In a statement, the privacy watchdog accused Yahoo on Thursday of "failing to respect the choice of Internet users who refused cookies on its main website and allowing users of its e-mail client to freely withdraw their consent to cookies." 

It found that visitors to the main Yahoo.com site who clicked to reject cookies still ended up with around 20 digital trackers left on their devices, which were collecting small amounts of data for targeted advertising. 

“The CNIL noted that when a web user visited the "Yahoo.com" site, the cookie banner displayed gave access to a page containing many buttons designed to obtain consent for the deposit of cookies,” CNIL said in a statement. 

“However, the CNIL noted that despite the absence of any expressed consent, around twenty cookies for advertising purposes were deposited on the Internet user's terminal anyway.

As well as being unknowingly tracked by cookies, Yahoo Mail users who attempted to withdraw consent for cookies were also warned they would no longer have access to messaging or other Yahoo services. 

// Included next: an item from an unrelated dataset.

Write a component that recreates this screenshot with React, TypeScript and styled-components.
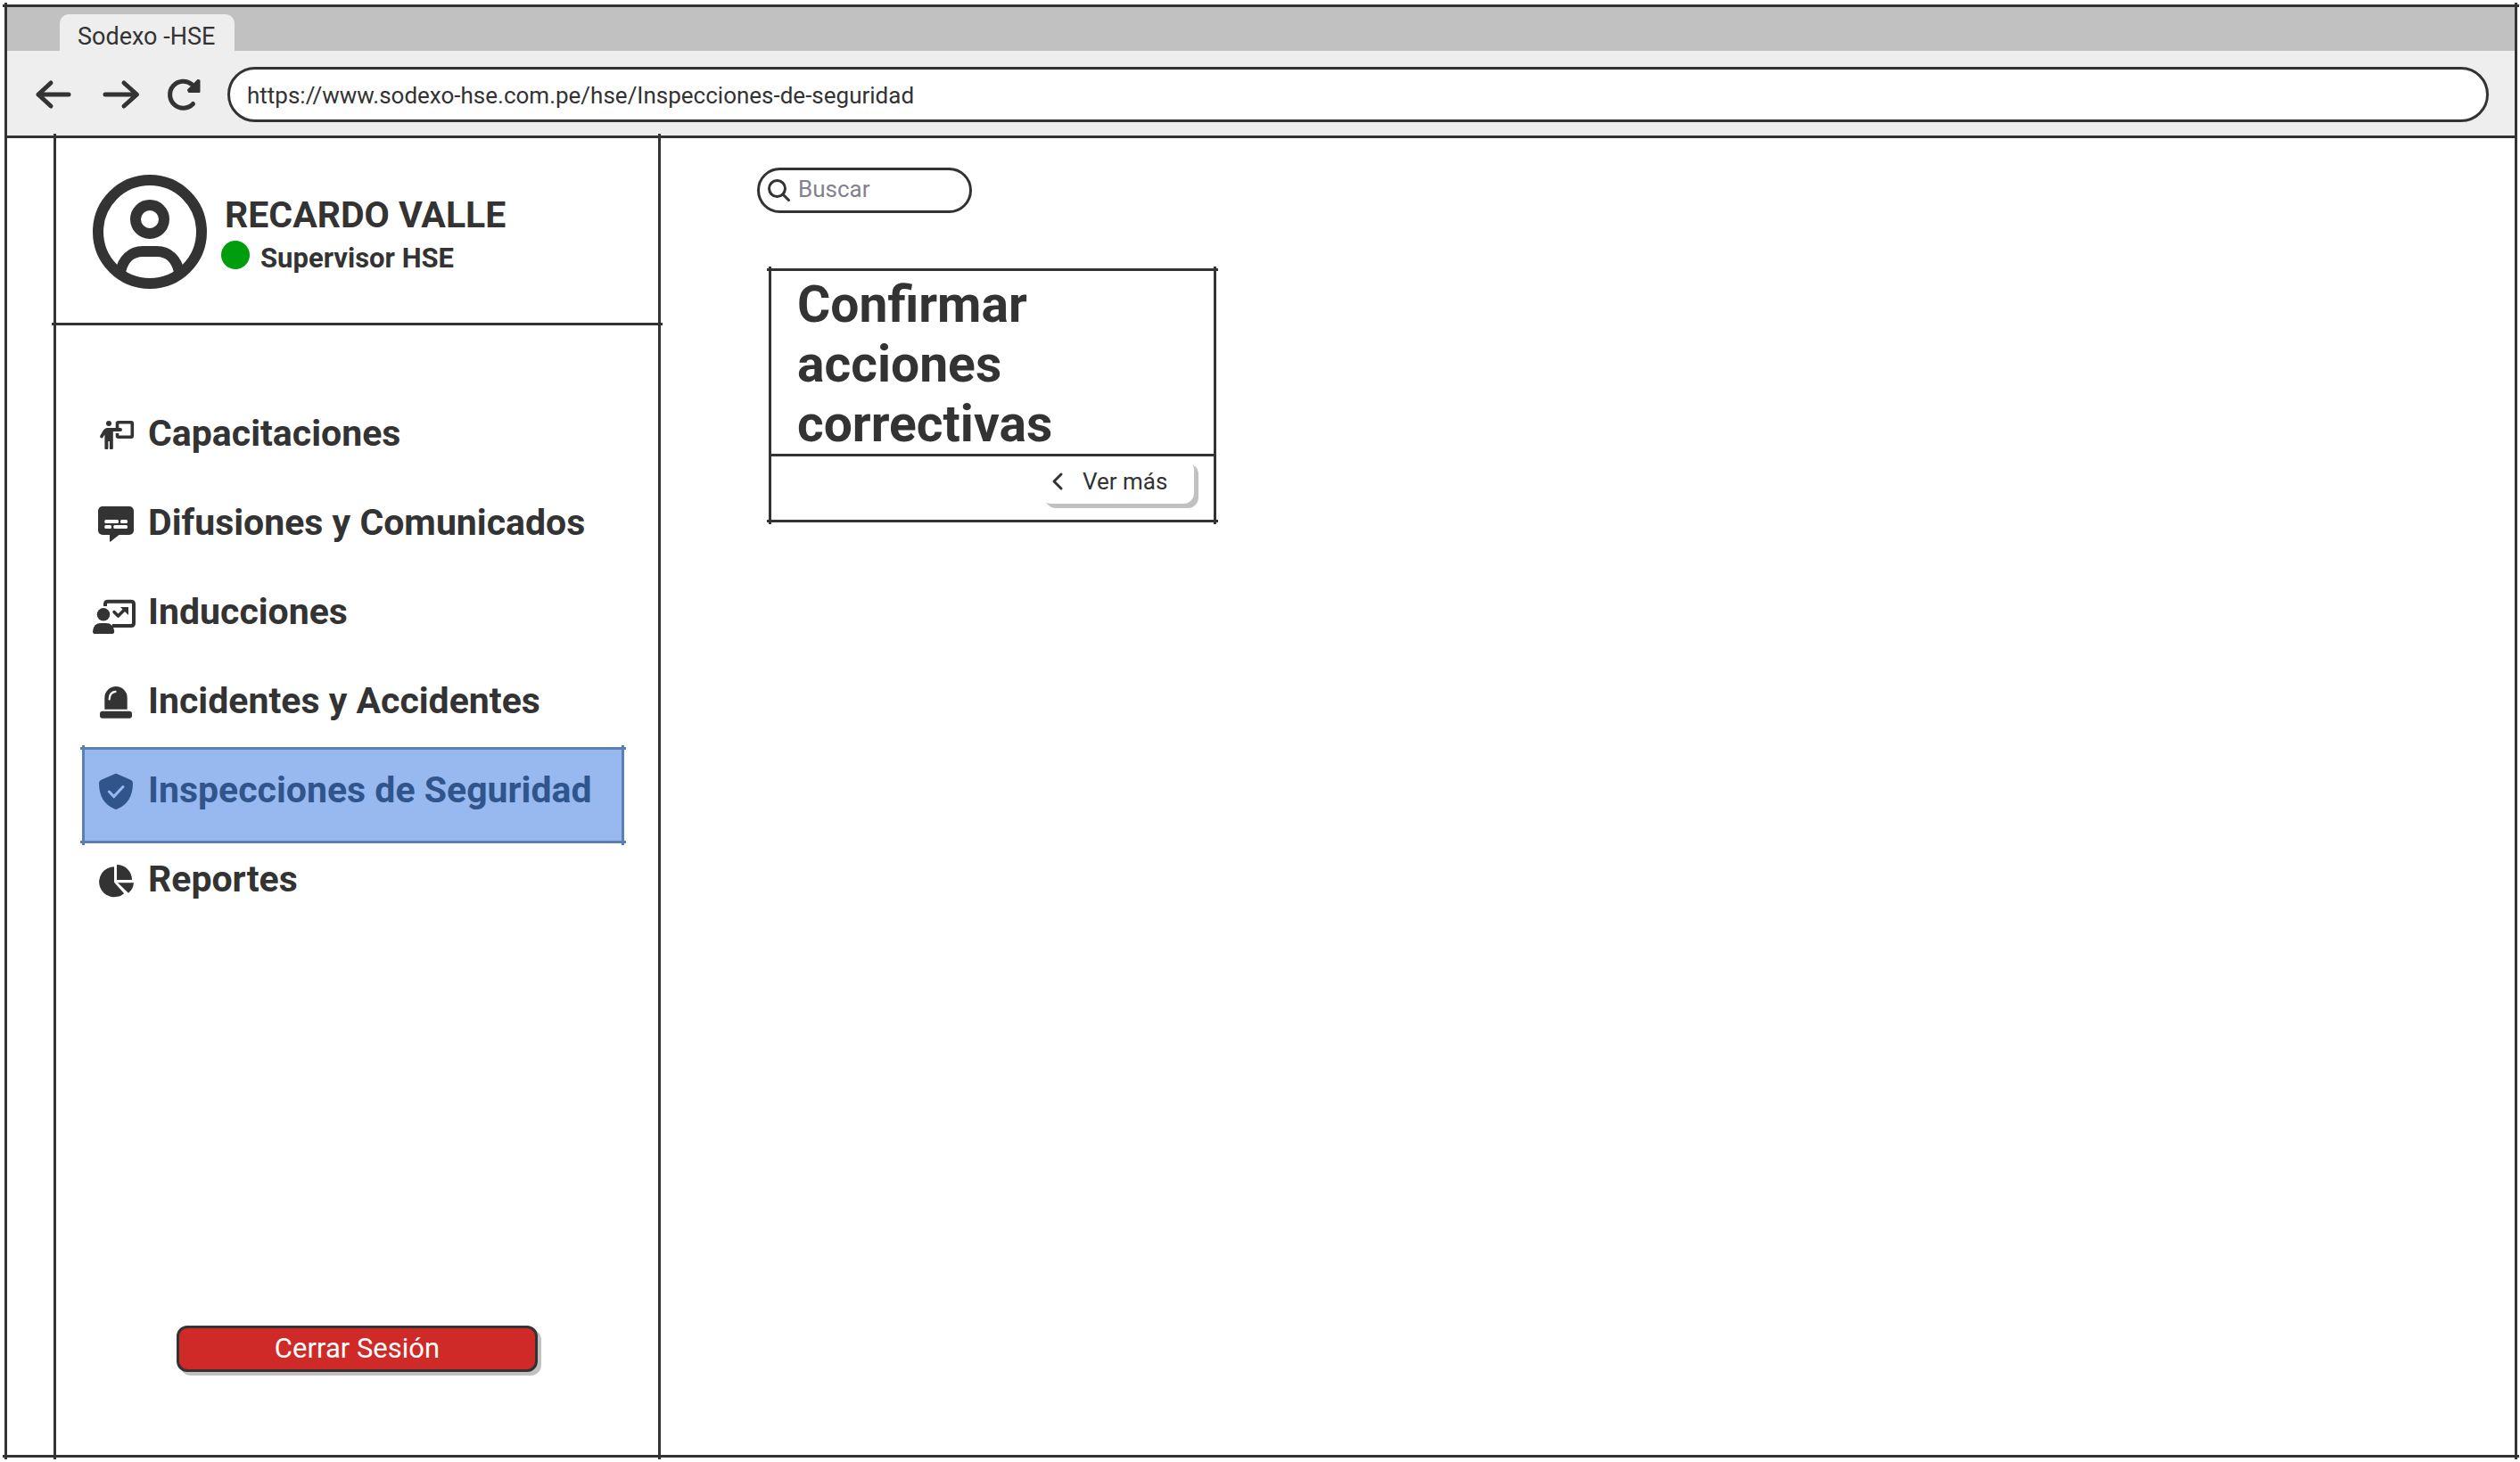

“When users of the "Yahoo! Mail" messaging service wished to withdraw the consent they had given to the deposit of cookies, the company informed them that the consequences of their action would be that they would no longer be able to access the services offered by the company and that they would lose access to their messaging service,” CNIL said in a statement. 

“The restricted committee pointed out that while linking the use of a service to the registration of cookies that are not strictly necessary for the service provided is not in itself illegal, it is on condition that consent is freely given,” it added. 

GDPR Breach

Since the introduction of the EU’s General Data Protection Regulation (GDPR) in 2018, tech companies have faced stricter rules on obtaining consent from their users about how their sensitive data is used. 

Organisations that fail to adhere to GDPR or that slip in the face of a data breach are liable for a €20 million or 4% global annual turnover fine. This hefty sum is keeping all organisations on their toes and prepared to hire the best in cyber and data security to ensure this does not happen.

YAHOO GDPR Breach CNIL

The EU does not hesitate in dishing out large fines to tech companies that don’t comply. In May last year, the EU fined Meta €1.2 billion over data transfers from the EU to the US – the largest penalty ever to be imposed over a GDPR breach. 

In 2021, the Luxembourg National Commission for Data Protection (CNDP) also issued a fine of €746 million ($888 million) to Amazon. 

The fine was issued following a complaint filed by 10,000 people against Amazon in May 2018 through La Quadrature du Net, a French privacy rights group that promotes and defends fundamental freedoms in the digital world.

Cookie Crackdown

Right now, third-party cookies make it easy for companies to track users as movements on Chrome, allowing them to target specific users with ads tailored to their needs and interests. 

These cookies are blocked in Apple’s Safari and other browsers like Firefox, but not in Google Chrome, the browser of choice for the vast majority of the world. 

Google is set to cut cookies by the end of 2024 as part of its goal of creating a privacy sandbox. This will prevent websites from using cookies to track their users and will force them to use Google’s APIs, which will replace cookie functionality and let an advertiser know if a user saw its ad and then eventually bought the product or landed on the promoted page.

This would essentially attribute ads to pageviews and purchase impacts in Chrome, affecting all aspects of digital advertising from how budgets are divided between channels to which products ad tech vendors build.